Dr Elliot’s research work, in which she is standardising definitions of anaesthesia into formal protocols, forms part of the GALORE (General, Local and Regional Anaesthesia in Emergency Surgery) project, which attempts to optimise anaesthesia administration in emergency surgery settings. She hopes that the work she is doing will contribute to the development of a RCT comparing local and general anaesthesia methods.

Knockout reporting

“Recent work has shown that often the reporting of interventionist anaesthesia in patients undergoing invasive procedures is inconsistent”, said Dr Elliott. “This makes interpreting evidence of trials difficult. We are looking to assess how anaesthetic is being reported in trials when it is used as an intervention in any patient undergoing an invasive procedure - we’re using a recognised checklist for reporting complex interventions. The aim is for this to guide how anaesthetic interventions are reported, which will improve the validity of outcomes from such trials and give us a yardstick by which we can devise more appropriate emergency treatment paradigms.”
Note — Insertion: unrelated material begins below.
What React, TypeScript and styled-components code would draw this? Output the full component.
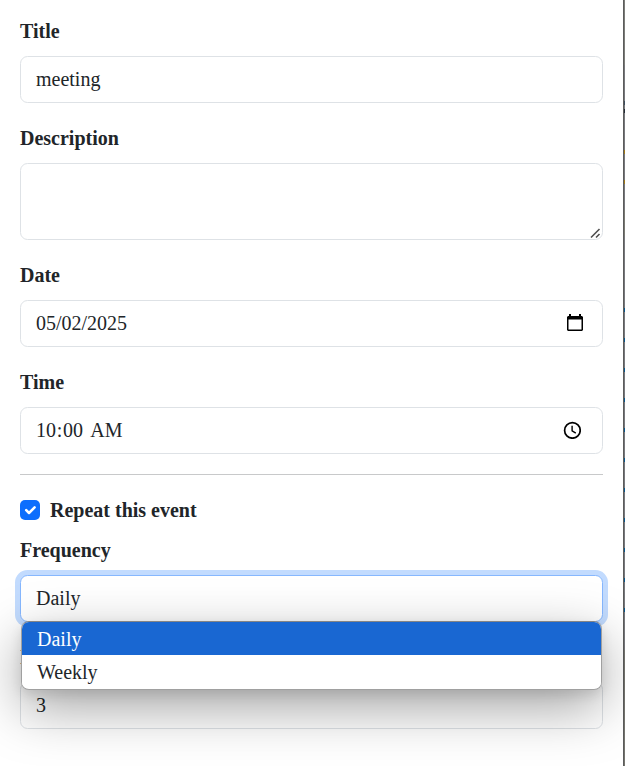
import React from "react";
import styled, { createGlobalStyle } from "styled-components";

const Global = createGlobalStyle`
  *, *::before, *::after { box-sizing: border-box; }
  html, body { margin: 0; height: 766px; overflow: hidden; background: #fff; }
  body { font: 400 20px/30px "Liberation Serif", serif; color: #212529; }
`;

const Page = styled.div`
  display: flex;
  width: 625px;
  height: 766px;
  overflow: hidden;
`;

const Form = styled.main`
  width: 623px;
  height: 766px;
  padding: 16px 20px 0;
  background: #fff;
`;

const Field = styled.div`
  display: flex;
  flex-direction: column;
  gap: 10px;
  margin-bottom: 20px;
`;

const Label = styled.label`
  display: block;
  height: 30px;
  font-weight: 700;
`;

const Control = styled.div<{ $tall?: boolean; $focused?: boolean }>`
  position: relative;
  display: flex;
  align-items: flex-start;
  justify-content: space-between;
  height: ${(p) => (p.$tall ? 77 : 47)}px;
  padding: 7px 15px;
  border: 1px solid ${(p) => (p.$focused ? "#86b7fe" : "#dee2e6")};
  border-radius: 7.5px;
  background: #fff;
  box-shadow: ${(p) => (p.$focused ? "0 0 0 5px rgba(13, 110, 253, 0.25)" : "none")};
`;

const TimeValue = styled.span`
  white-space: pre;
`;

const Colon = styled.span`
  margin: 0 0.7px;
`;

const Meridiem = styled.span`
  margin-left: 2.4px;
`;

const Resizer = styled.svg`
  position: absolute;
  right: 1px;
  bottom: 0;
`;

const CalendarIcon = styled.svg`
  margin: 5px 2px 0 0;
`;

const ClockIcon = styled.svg`
  margin: 6px 6px 0 0;
`;

const Divider = styled.hr`
  height: 1px;
  margin: 0 0 20px;
  border: 0;
  background: #c8c9ca;
`;

const CheckRow = styled.div`
  display: flex;
  align-items: center;
  gap: 10px;
  height: 30px;
  margin-bottom: 10px;
`;

const CheckBox = styled.span`
  width: 20px;
  height: 20px;
  border-radius: 5px;
  background: #0d6efd;
  svg { display: block; }
`;

const SelectWrap = styled.div`
  position: relative;
`;

const Menu = styled.ul`
  position: absolute;
  z-index: 2;
  top: 46px;
  left: 1px;
  width: 581px;
  height: 69px;
  margin: 0;
  padding: 0;
  list-style: none;
  overflow: hidden;
  border: 1px solid #a0a0a0;
  border-top-color: #858585;
  border-radius: 8px;
  background: #fff;
  box-shadow: 0 18px 54px rgba(0, 0, 0, 0.36), 0 5px 12px rgba(0, 0, 0, 0.1);
`;

const Option = styled.li<{ $active?: boolean }>`
  height: 33px;
  padding-left: 15px;
  line-height: 34px;
  color: ${(p) => (p.$active ? "#fff" : "#212529")};
  background: ${(p) => (p.$active ? "#1967d2" : "#fff")};
`;

/* Sliver of the dimmed calendar behind the dialog */
const Backdrop = styled.aside`
  display: flex;
  flex-direction: column;
  width: 2px;
  height: 766px;
  padding-top: 101px;
  border-left: 1px solid #5c5c5c;
  background: linear-gradient(#7c7d79 65px, #77787c 65px 210px, #7a7a73 210px 236px, #77787c 236px 650px, #75756f 650px);
`;

const Mark = styled.i<{ $color: string; $gap: number }>`
  flex: none;
  width: 1px;
  height: 4px;
  margin-bottom: ${(p) => p.$gap}px;
  background: ${(p) => p.$color};
`;

const marks: [string, number][] = [
  ["#3d4c5c", 4],
  ["#222b35", 37],
  ["#a07a1c", 26],
  ["#a07a1c", 124],
  ...Array.from({ length: 11 }, (): [string, number] => ["#07568a", 26]),
];

export default function App() {
  return (
    <Page>
      <Global />
      <Form>
        <Field>
          <Label>Title</Label>
          <Control>meeting</Control>
        </Field>
        <Field>
          <Label>Description</Label>
          <Control $tall>
            <Resizer width="12" height="12" viewBox="0 0 12 12" stroke="#505050" strokeWidth="1.6">
              <path d="M2 10.5 10.5 2M7 10.5l3.5-3.5" strokeDasharray="none" />
            </Resizer>
          </Control>
        </Field>
        <Field>
          <Label>Date</Label>
          <Control>
            05/02/2025
            <CalendarIcon width="20" height="20" viewBox="0 0 20 20">
              <path fillRule="evenodd" fill="#000" d="M4 1h2v2h8V1h2v2h1l1 1v13l-1 1H3l-1-1V4l1-1h1zM3.5 6.5v10h13v-10z" />
            </CalendarIcon>
          </Control>
        </Field>
        <Field>
          <Label>Time</Label>
          <Control>
            <TimeValue>10<Colon>:</Colon>00 <Meridiem>AM</Meridiem></TimeValue>
            <ClockIcon width="18" height="18" viewBox="0 0 18 18" fill="none" stroke="#000">
              <circle cx="9.4" cy="9.4" r="7.8" strokeWidth="1.7" />
              <path d="M9.1 4.8v5l3.7 2.4" strokeWidth="1.4" />
            </ClockIcon>
          </Control>
        </Field>
        <Divider />
        <CheckRow>
          <CheckBox>
            <svg width="20" height="20" viewBox="0 0 20 20" fill="none" stroke="#fff" strokeWidth="2.5" strokeLinecap="round" strokeLinejoin="round">
              <path d="m6.2 10.2 2.8 2.8 5.6-5.6" />
            </svg>
          </CheckBox>
          <Label>Repeat this event</Label>
        </CheckRow>
        <Field>
          <Label>Frequency</Label>
          <SelectWrap>
            <Control $focused>Daily</Control>
            <Menu>
              <Option $active>Daily</Option>
              <Option>Weekly</Option>
            </Menu>
          </SelectWrap>
        </Field>
        <Field>
          <Label>Interval</Label>
          <Control>3</Control>
        </Field>
      </Form>
      <Backdrop>
        {marks.map(([color, gap], i) => (
          <Mark key={i} $color={color} $gap={gap} />
        ))}
      </Backdrop>
    </Page>
  );
}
Dr Elliott published her initial scoping review in the British Journal of Surgery, and the full systematic review project, (Systematic review of reporting standards of Anaesthetic Interventions in Randomised Controlled Trials) will be published in British Journal of Anaestheia in the early part of 2020.

A fine fellowship

Dr Elliot said, “These studies will continue to feed into further first author publications. Alongside the continued support and guidance of my academic supervisors within my research group, that have allowed me to successfully apply for the NIHR-funded Anaesthetics Academic Clinical Fellow (ACF) post in Bristol. This is a three-year post including anaesthetics training, which will commence in August 2020. Alongside my clinical training, I will continue my research work through affiliation with the University of Bristol with protected research blocks in both the second and third years of the post, with the aim to formulate a funding application for a PhD following the completion of the post in August 2023.”

“This has been an incredible opportunity to fully engage and enhance my research skills and output. I firmly believe that the Clinical Primer Scheme is the reason I was awarded the ACF post.”